WORK TO DO
Go through the lines below. Copy those with "React".

## start

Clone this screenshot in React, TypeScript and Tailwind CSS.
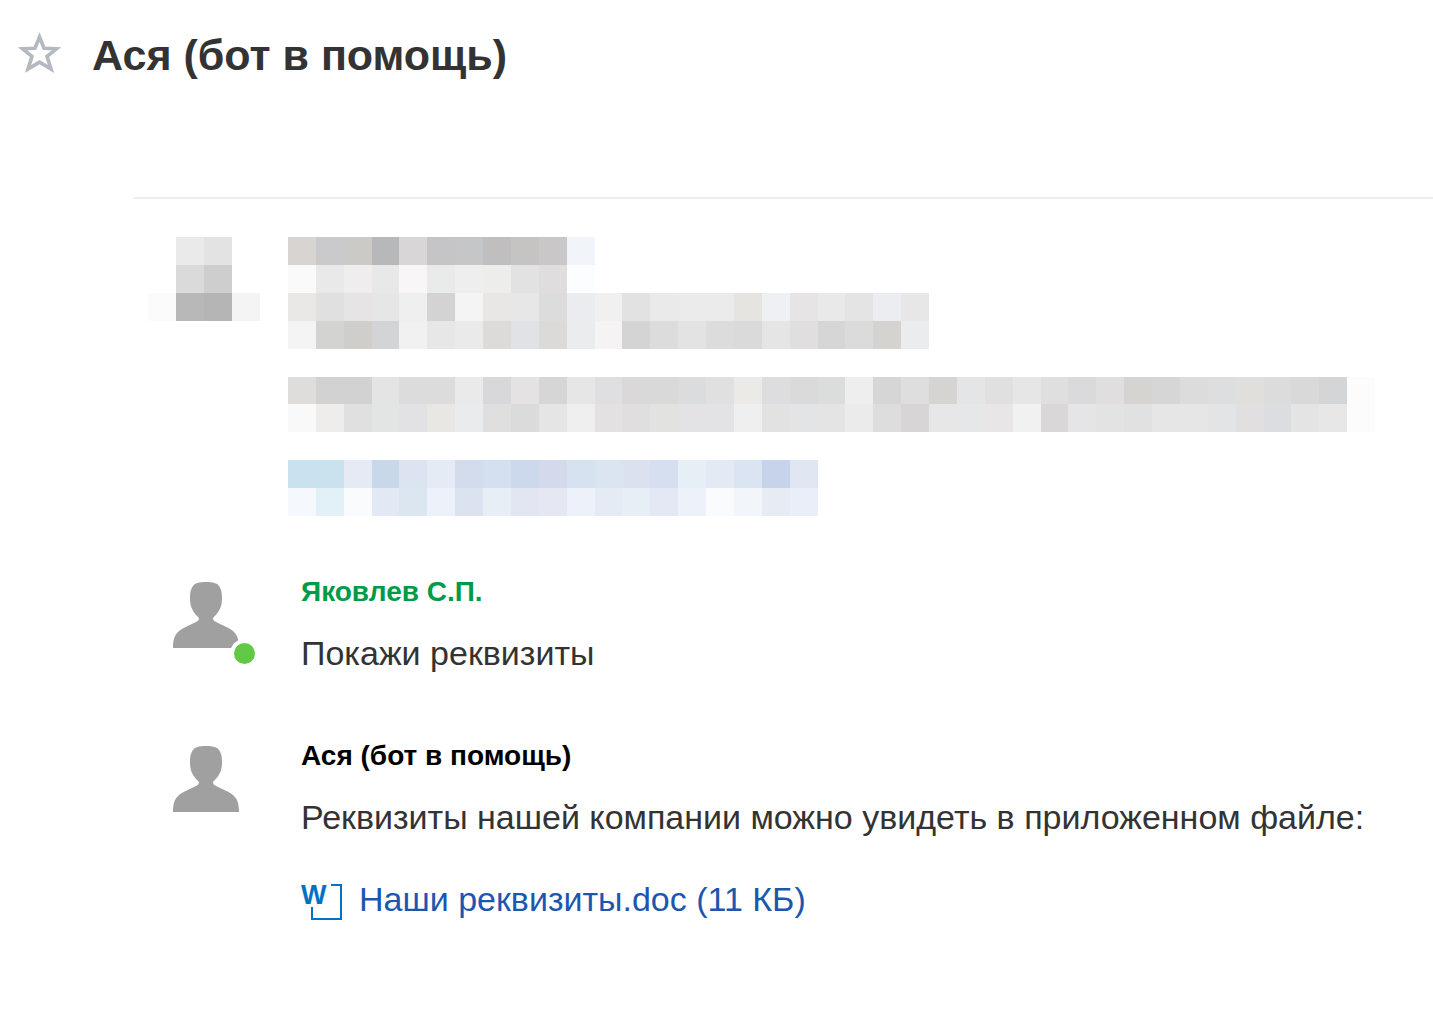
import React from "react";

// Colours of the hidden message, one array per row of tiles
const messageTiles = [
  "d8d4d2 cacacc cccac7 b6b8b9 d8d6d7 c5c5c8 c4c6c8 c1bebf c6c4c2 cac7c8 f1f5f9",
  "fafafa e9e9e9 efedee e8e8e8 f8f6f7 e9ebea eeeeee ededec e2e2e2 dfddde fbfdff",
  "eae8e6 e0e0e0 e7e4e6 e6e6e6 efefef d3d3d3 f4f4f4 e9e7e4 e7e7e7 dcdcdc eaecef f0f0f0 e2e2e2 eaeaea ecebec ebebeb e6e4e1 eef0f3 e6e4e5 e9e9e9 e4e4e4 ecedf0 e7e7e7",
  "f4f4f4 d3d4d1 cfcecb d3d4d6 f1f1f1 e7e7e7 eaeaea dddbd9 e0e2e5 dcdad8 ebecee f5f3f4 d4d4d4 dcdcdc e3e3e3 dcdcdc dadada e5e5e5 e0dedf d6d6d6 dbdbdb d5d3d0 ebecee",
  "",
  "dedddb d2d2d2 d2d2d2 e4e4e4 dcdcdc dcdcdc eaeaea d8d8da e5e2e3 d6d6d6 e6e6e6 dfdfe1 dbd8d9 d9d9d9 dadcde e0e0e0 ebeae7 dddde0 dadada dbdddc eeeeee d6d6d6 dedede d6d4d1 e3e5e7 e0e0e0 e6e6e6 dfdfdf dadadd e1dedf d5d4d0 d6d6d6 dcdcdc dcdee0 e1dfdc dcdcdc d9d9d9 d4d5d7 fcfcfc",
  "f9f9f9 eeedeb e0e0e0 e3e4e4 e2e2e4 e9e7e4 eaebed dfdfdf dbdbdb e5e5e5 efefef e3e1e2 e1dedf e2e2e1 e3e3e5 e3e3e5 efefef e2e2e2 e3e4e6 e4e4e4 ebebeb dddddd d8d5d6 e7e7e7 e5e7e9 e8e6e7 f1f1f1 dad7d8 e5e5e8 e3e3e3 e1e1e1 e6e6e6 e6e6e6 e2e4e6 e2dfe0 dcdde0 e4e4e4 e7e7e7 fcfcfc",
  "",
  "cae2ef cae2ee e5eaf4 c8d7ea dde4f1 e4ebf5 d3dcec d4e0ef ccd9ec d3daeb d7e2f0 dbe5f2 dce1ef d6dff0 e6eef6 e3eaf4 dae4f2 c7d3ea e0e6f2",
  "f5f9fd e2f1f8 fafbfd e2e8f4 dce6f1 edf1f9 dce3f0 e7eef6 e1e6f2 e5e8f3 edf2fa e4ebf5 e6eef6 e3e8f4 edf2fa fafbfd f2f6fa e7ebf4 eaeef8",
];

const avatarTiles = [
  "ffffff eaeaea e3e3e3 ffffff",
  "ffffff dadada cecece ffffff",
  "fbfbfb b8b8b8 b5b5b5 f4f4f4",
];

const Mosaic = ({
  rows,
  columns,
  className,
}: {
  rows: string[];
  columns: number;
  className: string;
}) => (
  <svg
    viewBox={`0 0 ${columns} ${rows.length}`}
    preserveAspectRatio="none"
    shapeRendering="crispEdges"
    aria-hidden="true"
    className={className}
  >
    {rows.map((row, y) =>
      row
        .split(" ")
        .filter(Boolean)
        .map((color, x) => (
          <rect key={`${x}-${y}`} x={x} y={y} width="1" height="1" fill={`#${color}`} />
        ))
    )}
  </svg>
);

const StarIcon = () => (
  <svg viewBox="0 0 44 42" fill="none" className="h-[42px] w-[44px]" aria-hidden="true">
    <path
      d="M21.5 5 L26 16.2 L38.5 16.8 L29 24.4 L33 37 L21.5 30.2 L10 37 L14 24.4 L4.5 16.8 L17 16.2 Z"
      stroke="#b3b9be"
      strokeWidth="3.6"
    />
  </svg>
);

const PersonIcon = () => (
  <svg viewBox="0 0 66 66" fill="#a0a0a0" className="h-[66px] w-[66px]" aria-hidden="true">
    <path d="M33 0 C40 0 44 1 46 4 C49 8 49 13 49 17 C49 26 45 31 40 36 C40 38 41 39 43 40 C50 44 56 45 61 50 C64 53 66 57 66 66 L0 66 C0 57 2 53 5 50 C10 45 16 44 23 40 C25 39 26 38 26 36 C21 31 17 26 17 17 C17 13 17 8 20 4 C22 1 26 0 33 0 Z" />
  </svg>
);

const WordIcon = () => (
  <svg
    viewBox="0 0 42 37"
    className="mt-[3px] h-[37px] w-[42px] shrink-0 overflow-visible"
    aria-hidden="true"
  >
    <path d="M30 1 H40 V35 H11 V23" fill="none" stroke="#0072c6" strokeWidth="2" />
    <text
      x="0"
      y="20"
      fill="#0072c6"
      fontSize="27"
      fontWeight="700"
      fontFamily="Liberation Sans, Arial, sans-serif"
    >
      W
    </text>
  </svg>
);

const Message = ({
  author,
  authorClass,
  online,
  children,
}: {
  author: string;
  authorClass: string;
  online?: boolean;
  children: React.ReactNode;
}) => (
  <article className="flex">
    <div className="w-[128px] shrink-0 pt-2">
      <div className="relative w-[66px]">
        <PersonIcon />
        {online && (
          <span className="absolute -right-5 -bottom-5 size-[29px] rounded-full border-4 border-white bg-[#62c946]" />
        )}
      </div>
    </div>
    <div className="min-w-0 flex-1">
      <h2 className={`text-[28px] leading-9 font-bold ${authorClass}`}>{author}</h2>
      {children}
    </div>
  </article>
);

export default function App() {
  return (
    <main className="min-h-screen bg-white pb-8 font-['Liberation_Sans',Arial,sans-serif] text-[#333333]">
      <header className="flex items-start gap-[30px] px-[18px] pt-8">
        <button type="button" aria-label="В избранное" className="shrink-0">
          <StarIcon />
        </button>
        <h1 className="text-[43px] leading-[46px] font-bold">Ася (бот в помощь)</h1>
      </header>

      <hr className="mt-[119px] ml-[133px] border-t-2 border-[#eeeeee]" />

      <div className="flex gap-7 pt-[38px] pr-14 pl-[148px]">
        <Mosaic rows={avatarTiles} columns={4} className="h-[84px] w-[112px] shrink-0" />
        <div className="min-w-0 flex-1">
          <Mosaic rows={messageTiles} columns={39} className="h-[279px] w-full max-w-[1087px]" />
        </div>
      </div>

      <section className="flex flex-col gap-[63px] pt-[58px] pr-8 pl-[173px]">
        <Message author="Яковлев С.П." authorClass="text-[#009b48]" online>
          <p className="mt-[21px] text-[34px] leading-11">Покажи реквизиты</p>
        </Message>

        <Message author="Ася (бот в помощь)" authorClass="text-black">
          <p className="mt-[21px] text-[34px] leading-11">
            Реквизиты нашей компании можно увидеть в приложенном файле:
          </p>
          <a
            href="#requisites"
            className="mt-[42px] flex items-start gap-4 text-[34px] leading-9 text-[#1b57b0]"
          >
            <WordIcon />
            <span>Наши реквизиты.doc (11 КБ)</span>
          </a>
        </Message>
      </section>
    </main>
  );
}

## end

ANSWER FOR THIS EXERCISE
Clone this screenshot in React, TypeScript and Tailwind CSS.
import React from "react";
  children: React.ReactNode;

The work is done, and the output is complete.